WORK REQUIRED —
Pull every line containing "component" from the entries.

RECORDED DATA —
========================================

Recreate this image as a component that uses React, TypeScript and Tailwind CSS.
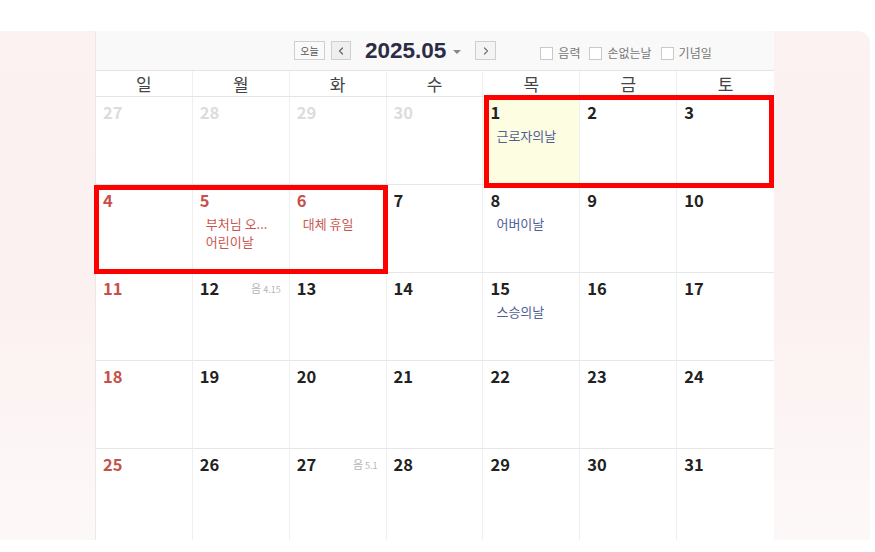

========================================

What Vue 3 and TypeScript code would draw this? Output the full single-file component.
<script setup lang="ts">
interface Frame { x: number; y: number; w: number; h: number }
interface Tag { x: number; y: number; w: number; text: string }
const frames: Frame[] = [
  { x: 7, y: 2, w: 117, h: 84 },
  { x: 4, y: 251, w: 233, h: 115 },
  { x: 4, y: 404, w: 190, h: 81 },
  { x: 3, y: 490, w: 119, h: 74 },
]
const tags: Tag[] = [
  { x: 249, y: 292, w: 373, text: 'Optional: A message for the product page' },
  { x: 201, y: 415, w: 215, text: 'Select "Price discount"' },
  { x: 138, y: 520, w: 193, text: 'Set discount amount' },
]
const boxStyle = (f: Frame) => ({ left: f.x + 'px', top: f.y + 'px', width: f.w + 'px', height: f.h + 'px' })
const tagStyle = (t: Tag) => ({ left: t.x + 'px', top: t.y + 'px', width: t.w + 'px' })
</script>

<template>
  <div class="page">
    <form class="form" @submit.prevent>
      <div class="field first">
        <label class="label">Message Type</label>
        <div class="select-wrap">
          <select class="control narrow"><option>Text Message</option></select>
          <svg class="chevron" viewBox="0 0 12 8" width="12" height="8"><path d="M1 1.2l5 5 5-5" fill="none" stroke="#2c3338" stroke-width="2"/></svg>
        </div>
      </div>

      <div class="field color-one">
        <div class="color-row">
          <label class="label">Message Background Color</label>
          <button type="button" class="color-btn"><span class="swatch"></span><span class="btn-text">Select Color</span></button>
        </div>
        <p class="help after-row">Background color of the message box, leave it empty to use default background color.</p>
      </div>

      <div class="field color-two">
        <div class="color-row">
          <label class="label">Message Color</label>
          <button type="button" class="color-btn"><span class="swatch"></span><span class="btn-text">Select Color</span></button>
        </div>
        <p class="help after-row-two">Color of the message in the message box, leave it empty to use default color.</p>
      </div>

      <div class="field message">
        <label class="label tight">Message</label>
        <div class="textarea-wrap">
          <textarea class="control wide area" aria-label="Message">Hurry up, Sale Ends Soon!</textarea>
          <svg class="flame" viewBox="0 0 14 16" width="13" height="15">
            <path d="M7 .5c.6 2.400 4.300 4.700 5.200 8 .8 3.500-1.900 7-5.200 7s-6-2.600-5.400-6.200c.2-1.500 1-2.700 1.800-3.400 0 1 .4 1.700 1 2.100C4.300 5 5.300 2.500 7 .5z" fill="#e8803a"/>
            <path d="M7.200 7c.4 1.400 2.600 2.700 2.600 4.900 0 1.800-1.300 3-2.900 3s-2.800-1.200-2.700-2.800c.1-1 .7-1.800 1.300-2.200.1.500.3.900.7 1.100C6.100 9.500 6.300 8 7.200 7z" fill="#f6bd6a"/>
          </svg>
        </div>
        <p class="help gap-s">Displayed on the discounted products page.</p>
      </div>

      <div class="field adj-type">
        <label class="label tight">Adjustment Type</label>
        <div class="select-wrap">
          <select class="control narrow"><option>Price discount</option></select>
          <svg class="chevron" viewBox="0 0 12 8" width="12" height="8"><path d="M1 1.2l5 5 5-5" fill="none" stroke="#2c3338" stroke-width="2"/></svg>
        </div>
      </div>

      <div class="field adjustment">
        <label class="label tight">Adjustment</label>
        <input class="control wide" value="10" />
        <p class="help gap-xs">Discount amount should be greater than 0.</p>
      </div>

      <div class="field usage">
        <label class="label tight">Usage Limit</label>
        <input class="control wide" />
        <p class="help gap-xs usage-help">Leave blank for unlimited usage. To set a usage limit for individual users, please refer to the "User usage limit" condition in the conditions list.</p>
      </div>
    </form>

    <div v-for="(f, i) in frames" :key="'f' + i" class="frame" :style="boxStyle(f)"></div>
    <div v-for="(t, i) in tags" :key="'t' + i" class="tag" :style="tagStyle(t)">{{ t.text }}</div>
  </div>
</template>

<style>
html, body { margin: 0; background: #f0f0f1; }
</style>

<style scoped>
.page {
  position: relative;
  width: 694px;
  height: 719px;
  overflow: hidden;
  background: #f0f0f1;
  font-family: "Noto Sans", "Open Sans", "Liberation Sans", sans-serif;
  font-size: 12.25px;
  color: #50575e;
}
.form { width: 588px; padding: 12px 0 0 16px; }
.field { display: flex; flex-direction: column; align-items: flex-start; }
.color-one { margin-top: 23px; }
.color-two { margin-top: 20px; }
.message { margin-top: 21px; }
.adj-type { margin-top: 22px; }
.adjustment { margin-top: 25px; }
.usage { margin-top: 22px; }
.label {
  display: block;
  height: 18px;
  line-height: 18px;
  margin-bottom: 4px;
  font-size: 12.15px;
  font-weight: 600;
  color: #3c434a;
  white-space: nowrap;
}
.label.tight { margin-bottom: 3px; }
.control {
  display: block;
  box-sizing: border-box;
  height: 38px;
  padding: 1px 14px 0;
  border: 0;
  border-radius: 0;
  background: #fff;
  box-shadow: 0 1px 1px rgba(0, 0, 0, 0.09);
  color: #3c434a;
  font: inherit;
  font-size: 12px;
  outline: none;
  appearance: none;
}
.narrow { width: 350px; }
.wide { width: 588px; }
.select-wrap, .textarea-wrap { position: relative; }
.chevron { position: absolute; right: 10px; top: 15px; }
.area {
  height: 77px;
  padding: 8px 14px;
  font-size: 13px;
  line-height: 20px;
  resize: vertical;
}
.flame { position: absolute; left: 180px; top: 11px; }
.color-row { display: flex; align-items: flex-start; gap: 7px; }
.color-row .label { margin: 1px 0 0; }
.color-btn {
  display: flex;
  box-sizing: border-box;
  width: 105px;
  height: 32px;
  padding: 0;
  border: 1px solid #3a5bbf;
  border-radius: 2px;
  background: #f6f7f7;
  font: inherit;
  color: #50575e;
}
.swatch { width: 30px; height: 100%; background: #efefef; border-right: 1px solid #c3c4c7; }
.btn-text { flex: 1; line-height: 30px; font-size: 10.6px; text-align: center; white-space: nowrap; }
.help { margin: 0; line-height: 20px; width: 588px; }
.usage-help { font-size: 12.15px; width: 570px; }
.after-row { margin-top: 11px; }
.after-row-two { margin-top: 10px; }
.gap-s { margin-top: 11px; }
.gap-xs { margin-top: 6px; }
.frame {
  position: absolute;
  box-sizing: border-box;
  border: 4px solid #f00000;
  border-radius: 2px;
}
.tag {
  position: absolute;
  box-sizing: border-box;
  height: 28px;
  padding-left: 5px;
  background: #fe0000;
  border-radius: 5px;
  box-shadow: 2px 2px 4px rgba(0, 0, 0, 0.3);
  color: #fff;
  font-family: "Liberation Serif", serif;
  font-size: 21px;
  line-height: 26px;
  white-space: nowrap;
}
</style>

========================================

TASK OUTPUT —
Recreate this image as a component that uses React, TypeScript and Tailwind CSS.
What Vue 3 and TypeScript code would draw this? Output the full single-file component.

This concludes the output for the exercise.